The Varioptic pilot line is currently being qualified and Berge and colleagues are working to ensure the reliability of their lenses. At the moment, only custom products are being developed but Berge hopes "off-the-shelf" lenses will be available from around the middle of next year.

Berge is also keen to point out that mobile phone cameras are not the only potential application for the lenses. He is developing a miniature zoom lens for digital cameras, and says that the medical and automotive industries could both benefit from the technology. Compact optical systems built around the tunable lens, for instance, could be of interest to endoscope manufacturers such as Zeiss and Storz.

Berge says that the miniature zoom lens could also be used in more complex applications such as confocal microscopy systems and tumour detection. Following the recent funding round, Varioptic now has the resources to approach key medical instrumentation companies with the lens.

Liquid lenses could also be useful for in-car telemetry - for instance, they could monitor the distance to other vehicles or to stationary hazards using the lens zoom. The speed at which it can switch between focal distances would enable the lens to take measurements from a moving vehicle.

Powerful patents According to Berge there is little direct competition in the field of liquid-lens technology, mainly owing to two patents held by Varioptic. However, at Bell Labs in the US, Tom Krupenkin and his colleagues have been looking into microlenses that are tunable in all three spatial dimensions. As well as being able to switch focal length, the microlenses can move laterally.

These lenses are based on a similar principle to the Varioptic technology, with a droplet of transparent, conductive liquid (potassium sulphate solution) positioned on top of a smooth dielectric substrate. The droplet sits on a ground electrode and is surrounded by a number of other control electrodes. The focus of the lens is altered by increasing or decreasing the bias on all of the control electrodes simultaneously, while the position of the droplet can be shifted by increasing the bias to just one of the control electrodes.
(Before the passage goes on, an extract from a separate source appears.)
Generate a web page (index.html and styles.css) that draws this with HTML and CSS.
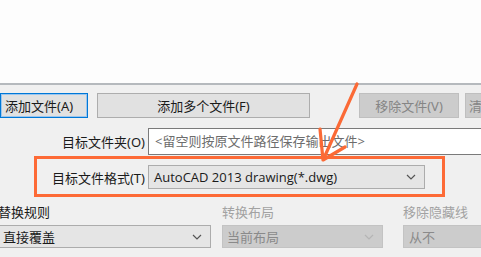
FILE: index.html
```html
<!DOCTYPE html>
<html lang="zh-CN">
<head>
  <meta charset="utf-8" />
  <title>批量转换</title>
  <link rel="stylesheet" href="styles.css">
</head>
<body>
  <!-- 上方空白区 -->
  <div class="top-area"></div>

  <!-- 对话框面板 -->
  <main class="panel">
    <div class="btn-row">
      <button class="btn btn-focus btn-add">添加文件(A)</button>
      <button class="btn btn-multi">添加多个文件(F)</button>
      <button class="btn btn-disabled btn-remove">移除文件(V)</button>
      <button class="btn btn-disabled btn-clear">清除列表</button>
    </div>

    <div class="form-row">
      <label class="form-label">目标文件夹(O)</label>
      <div class="text-input">&lt;留空则按原文件路径保存输出文件&gt;</div>
    </div>

    <div class="form-row format-row">
      <label class="form-label">目标文件格式(T)</label>
      <div class="select select-format">
        <span>AutoCAD 2013 drawing(*.dwg)</span>
        <svg class="chevron" width="10" height="6" viewBox="0 0 10 6"><path d="M1 1 L5 5 L9 1" fill="none" stroke="#555" stroke-width="1.2"/></svg>
      </div>
      <span class="mark"></span>
    </div>

    <div class="opt-row">
      <div class="opt opt-rule">
        <div class="opt-label">替换规则</div>
        <div class="select">
          <span>直接覆盖</span>
          <svg class="chevron" width="10" height="6" viewBox="0 0 10 6"><path d="M1 1 L5 5 L9 1" fill="none" stroke="#555" stroke-width="1.2"/></svg>
        </div>
      </div>
      <div class="opt opt-layout disabled">
        <div class="opt-label">转换布局</div>
        <div class="select">
          <span>当前布局</span>
          <svg class="chevron" width="10" height="6" viewBox="0 0 10 6"><path d="M1 1 L5 5 L9 1" fill="none" stroke="#b5b5b5" stroke-width="1.2"/></svg>
        </div>
      </div>
      <div class="opt opt-hidden disabled">
        <div class="opt-label">移除隐藏线</div>
        <div class="select">
          <span>从不</span>
        </div>
      </div>
    </div>
  </main>

  <!-- 标注箭头 -->
  <svg class="arrow" width="481" height="257" viewBox="0 0 481 257">
    <path d="M357 84 L324 158" fill="none" stroke="#fb6a36" stroke-width="3.2" stroke-linecap="round"/>
    <path d="M320 129 L323 160 L345 147" fill="none" stroke="#fb6a36" stroke-width="3.2" stroke-linecap="round" stroke-linejoin="round"/>
  </svg>
</body>
</html>
```

FILE: styles.css
```css
* {
  margin: 0;
  padding: 0;
  box-sizing: border-box;
}

html {
  overflow: hidden;
}

body {
  width: 481px;
  height: 257px;
  overflow: hidden;
  position: relative;
  background-color: #f0f0f0;
  font-family: "Noto Sans", "Noto Sans CJK SC", sans-serif;
  font-size: 13px;
  color: #1a1a1a;
}

/* 上方空白 */
.top-area {
  height: 85px;
  background-color: #fdfdfd;
  border-bottom: 2px solid #b5b9bd;
}

.panel {
  padding-top: 8px;
}

/* 按钮行 */
.btn-row {
  display: flex;
  height: 25px;
}
.btn {
  flex-shrink: 0;
  font: inherit;
  height: 25px;
  background-color: #e1e1e1;
  border: 1px solid #adadad;
  color: #1a1a1a;
  white-space: nowrap;
  overflow: hidden;
}
.btn-focus {
  border-color: #0078d7;
  box-shadow: inset 0 0 0 1px #9cc6ee;
}
.btn-add {
  width: 88px;
  text-align: left;
  padding-left: 4px;
}
.btn-multi {
  width: 213px;
  margin-left: 9px;
}
.btn-remove {
  width: 100px;
  margin-left: 49px;
}
.btn-clear {
  width: 100px;
  margin-left: 6px;
  text-align: left;
  padding-left: 3px;
}
.btn-disabled {
  background-color: #cccccc;
  border-color: #bfbfbf;
  color: #858585;
}

/* 表单行 */
.form-row {
  display: flex;
  align-items: center;
  margin-top: 10px;
  position: relative;
}
.form-label {
  flex-shrink: 0;
  width: 145px;
  text-align: right;
  white-space: nowrap;
}
.text-input {
  flex-shrink: 0;
  margin-left: 3px;
  width: 340px;
  height: 27px;
  background-color: #fff;
  border: 1px solid #7a7a7a;
  color: #6d6d6d;
  padding-left: 6px;
  line-height: 25px;
  white-space: nowrap;
}

.format-row {
  margin-top: 10px;
}
.select {
  display: flex;
  align-items: center;
  justify-content: space-between;
  height: 23px;
  background-color: #e5e5e5;
  border: 1px solid #acacac;
  padding: 0 8px 0 4px;
  white-space: nowrap;
}
.select-format {
  flex-shrink: 0;
  margin-left: 3px;
  width: 277px;
  height: 24px;
  font-family: "Open Sans", "Noto Sans CJK SC", sans-serif;
  padding-left: 5px;
}
.mark {
  position: absolute;
  left: 34px;
  top: -9px;
  width: 411px;
  height: 41px;
  border: 3px solid #fd6a36;
}

/* 选项行 */
.opt-row {
  display: flex;
  margin-top: 13px;
}
.opt {
  flex-shrink: 0;
}
.opt-label {
  height: 20px;
  line-height: 20px;
  margin-bottom: 3px;
  white-space: nowrap;
}
.opt-rule {
  width: 213px;
  margin-left: -2px;
}
.opt-layout {
  width: 161px;
  margin-left: 11px;
}
.opt-hidden {
  width: 100px;
  margin-left: 20px;
}
.disabled .opt-label {
  color: #a2a2a2;
}
.disabled .select {
  background-color: #cccccc;
  border-color: #c3c3c3;
  color: #8a8a8a;
}
.opt-hidden .select {
  padding-left: 5px;
}

/* 标注箭头 */
.arrow {
  position: absolute;
  left: 0;
  top: 0;
  pointer-events: none;
}
```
So far, Bell Labs is keeping any further developments under wraps, with Krupenkin only prepared to say that the liquid lens team has made "lots of progress" over the past year. "We are currently actively pursuing research and development of the tunable liquid microlens technology with a view towards its commercialization," he told Opto & Laser Europe.

One topic Krupenkin was happy to discuss was the development of lenses that are tunable when wet but can be "locked" into a specific focus, as they are made from a photopolymerizable material. The focal length of the Bell Labs lens can be altered by up to around 30% and Krupenkin says that the scheme could be extended to incorporate a number of microlenses for more complex photonic functions.

Meanwhile, on the west coast of the US at the University of California's San Diego campus, De-Ying Zhang and team have been developing liquid lenses inspired by the animal kingdom. Zhang's lenses switch focal length between 41 and 172 mm as the pressure inside the lens membrane is decreased. At the same time, the numerical aperture changes from 0.24 to 0.058. Zhang's work forms part of the US military's bio-optic synthetic systems project, which aims to produce a controllable-index lens with a dynamic field of view by 2006.

Interesting though these developments are, it is clear that Varioptic is leading the path to the commercialization of liquid lenses. While his potential competitors are still working on fundamental aspects of their technology, Berge is refining the reliability and manufacturability of his lenses. A key recent achievement has been a centring mechanism that ensures the stability of the optical axis along which the lens focuses - an issue that Berge says other developers have yet to address, and which highlights the progress that Varioptic is making. Your next mobile phone may well feature a bit of French ingenuity.